Dataset content

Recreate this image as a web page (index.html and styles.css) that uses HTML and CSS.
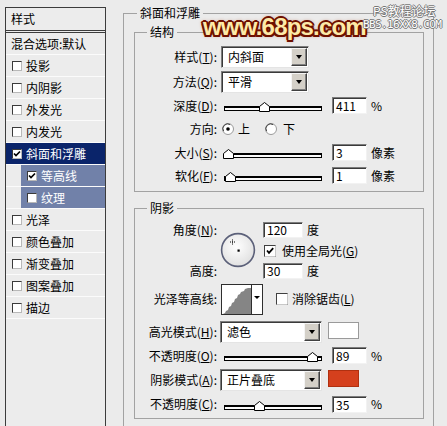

...

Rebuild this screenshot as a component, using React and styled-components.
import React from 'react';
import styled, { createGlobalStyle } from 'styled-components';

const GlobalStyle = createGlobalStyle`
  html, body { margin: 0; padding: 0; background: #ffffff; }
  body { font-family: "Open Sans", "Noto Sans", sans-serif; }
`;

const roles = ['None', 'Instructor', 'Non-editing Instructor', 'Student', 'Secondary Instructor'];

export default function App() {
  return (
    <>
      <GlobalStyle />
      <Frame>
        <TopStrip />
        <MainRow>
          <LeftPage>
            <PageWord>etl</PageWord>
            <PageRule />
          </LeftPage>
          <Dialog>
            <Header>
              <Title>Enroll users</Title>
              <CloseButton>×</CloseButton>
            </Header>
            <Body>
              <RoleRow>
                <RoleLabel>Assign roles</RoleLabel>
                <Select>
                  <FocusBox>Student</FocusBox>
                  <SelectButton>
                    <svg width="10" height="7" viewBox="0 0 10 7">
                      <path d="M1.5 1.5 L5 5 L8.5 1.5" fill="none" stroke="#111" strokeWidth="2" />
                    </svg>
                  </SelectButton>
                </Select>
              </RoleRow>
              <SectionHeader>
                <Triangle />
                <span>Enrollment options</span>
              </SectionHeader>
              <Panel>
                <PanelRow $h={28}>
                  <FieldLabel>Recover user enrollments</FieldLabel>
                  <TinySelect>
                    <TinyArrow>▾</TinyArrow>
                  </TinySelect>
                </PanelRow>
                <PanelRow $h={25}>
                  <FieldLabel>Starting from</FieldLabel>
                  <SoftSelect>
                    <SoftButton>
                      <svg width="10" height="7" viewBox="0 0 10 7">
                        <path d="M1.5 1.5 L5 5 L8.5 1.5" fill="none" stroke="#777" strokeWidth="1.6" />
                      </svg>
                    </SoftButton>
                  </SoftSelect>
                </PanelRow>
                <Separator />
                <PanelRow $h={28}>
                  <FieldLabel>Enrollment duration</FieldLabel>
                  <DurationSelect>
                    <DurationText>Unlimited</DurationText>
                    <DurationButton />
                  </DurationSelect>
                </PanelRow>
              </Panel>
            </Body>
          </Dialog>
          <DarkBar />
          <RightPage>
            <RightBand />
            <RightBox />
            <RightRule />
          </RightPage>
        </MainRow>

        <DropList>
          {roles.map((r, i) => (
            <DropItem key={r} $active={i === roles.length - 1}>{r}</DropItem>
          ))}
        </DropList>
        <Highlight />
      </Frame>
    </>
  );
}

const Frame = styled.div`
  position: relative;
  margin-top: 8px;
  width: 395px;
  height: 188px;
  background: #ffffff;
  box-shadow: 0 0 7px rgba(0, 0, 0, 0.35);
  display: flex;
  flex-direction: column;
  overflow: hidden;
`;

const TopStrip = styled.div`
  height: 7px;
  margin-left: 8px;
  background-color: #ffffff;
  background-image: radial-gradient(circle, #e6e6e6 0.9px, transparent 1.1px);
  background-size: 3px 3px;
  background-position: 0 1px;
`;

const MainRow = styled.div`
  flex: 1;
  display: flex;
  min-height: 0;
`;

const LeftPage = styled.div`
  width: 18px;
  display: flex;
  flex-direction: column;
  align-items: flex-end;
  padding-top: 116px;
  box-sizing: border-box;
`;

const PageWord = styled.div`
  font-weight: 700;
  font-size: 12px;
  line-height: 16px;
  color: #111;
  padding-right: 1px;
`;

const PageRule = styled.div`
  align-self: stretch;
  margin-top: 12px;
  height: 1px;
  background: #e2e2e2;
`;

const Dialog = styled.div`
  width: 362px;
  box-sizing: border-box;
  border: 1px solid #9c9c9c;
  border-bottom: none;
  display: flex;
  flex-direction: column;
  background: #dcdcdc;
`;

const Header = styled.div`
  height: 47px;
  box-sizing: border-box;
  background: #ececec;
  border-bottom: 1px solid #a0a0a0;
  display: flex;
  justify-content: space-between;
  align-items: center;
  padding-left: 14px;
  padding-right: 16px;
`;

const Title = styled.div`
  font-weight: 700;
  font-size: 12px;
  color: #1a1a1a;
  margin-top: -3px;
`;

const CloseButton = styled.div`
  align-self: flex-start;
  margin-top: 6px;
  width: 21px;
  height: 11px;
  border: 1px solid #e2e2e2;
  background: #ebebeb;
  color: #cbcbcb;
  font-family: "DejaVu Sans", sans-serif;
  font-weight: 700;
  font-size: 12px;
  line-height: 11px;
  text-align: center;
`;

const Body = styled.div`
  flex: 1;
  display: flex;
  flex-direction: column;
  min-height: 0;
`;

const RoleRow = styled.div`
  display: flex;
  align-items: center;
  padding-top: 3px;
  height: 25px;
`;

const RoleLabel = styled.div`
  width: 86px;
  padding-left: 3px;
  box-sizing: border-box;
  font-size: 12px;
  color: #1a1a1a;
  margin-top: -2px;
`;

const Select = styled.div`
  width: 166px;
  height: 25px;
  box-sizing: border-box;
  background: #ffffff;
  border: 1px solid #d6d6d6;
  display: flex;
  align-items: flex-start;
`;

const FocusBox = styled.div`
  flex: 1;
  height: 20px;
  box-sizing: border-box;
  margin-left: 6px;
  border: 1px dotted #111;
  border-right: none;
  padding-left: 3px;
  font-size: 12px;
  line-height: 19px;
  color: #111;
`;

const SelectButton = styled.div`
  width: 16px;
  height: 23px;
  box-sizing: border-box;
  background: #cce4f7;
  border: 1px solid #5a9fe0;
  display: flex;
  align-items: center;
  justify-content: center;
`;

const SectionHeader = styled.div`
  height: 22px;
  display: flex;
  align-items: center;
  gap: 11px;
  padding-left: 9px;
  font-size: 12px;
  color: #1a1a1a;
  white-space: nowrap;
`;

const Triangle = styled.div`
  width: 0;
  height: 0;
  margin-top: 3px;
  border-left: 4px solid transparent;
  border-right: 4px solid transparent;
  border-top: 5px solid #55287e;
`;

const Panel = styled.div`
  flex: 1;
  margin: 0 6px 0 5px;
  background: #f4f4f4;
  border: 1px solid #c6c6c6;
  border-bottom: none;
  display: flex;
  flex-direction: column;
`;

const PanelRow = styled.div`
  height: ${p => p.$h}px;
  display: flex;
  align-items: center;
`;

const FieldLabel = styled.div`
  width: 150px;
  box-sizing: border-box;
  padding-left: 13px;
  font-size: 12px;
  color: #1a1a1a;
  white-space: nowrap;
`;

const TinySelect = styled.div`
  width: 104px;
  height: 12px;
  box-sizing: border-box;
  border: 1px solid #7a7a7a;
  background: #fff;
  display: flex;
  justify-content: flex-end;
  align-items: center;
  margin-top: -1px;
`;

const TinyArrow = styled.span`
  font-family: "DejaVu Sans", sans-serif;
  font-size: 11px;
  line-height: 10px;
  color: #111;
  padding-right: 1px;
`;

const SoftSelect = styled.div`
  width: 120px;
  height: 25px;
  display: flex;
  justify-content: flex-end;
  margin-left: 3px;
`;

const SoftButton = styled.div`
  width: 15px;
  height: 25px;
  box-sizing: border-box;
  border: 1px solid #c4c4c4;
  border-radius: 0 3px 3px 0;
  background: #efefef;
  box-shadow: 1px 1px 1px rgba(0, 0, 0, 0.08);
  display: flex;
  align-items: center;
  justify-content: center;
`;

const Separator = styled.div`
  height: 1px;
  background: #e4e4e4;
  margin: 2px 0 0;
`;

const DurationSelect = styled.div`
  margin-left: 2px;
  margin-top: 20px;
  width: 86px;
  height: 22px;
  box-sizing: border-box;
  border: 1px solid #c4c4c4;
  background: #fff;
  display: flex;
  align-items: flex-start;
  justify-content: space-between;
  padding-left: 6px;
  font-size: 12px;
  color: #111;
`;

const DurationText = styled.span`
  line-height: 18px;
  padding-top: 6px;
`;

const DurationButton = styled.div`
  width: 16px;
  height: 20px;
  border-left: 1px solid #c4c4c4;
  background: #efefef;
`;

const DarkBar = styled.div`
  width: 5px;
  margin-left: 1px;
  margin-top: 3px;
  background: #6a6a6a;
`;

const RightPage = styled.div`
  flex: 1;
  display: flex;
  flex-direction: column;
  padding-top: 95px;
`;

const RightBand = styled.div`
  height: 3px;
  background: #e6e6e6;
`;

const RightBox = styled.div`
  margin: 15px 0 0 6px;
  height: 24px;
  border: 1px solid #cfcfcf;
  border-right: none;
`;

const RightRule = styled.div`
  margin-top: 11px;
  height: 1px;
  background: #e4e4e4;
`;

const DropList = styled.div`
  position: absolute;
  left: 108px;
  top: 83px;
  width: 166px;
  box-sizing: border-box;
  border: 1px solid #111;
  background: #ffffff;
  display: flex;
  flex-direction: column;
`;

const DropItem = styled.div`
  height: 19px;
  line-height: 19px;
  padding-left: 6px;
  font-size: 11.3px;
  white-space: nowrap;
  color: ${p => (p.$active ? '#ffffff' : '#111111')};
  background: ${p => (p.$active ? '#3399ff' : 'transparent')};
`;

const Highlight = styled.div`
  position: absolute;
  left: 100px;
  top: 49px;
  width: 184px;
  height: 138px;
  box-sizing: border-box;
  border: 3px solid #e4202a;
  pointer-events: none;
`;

Exercise requirements
Give back, exactly as written, each line from the one that contains "Rebuild this screenshot" through the one that contains "const roles = ['None', 'Instructor', 'Non-editing".

Answer to the exercise
Rebuild this screenshot as a component, using React and styled-components.
import React from 'react';
import styled, { createGlobalStyle } from 'styled-components';

const GlobalStyle = createGlobalStyle`
  html, body { margin: 0; padding: 0; background: #ffffff; }
  body { font-family: "Open Sans", "Noto Sans", sans-serif; }
`;

const roles = ['None', 'Instructor', 'Non-editing Instructor', 'Student', 'Secondary Instructor'];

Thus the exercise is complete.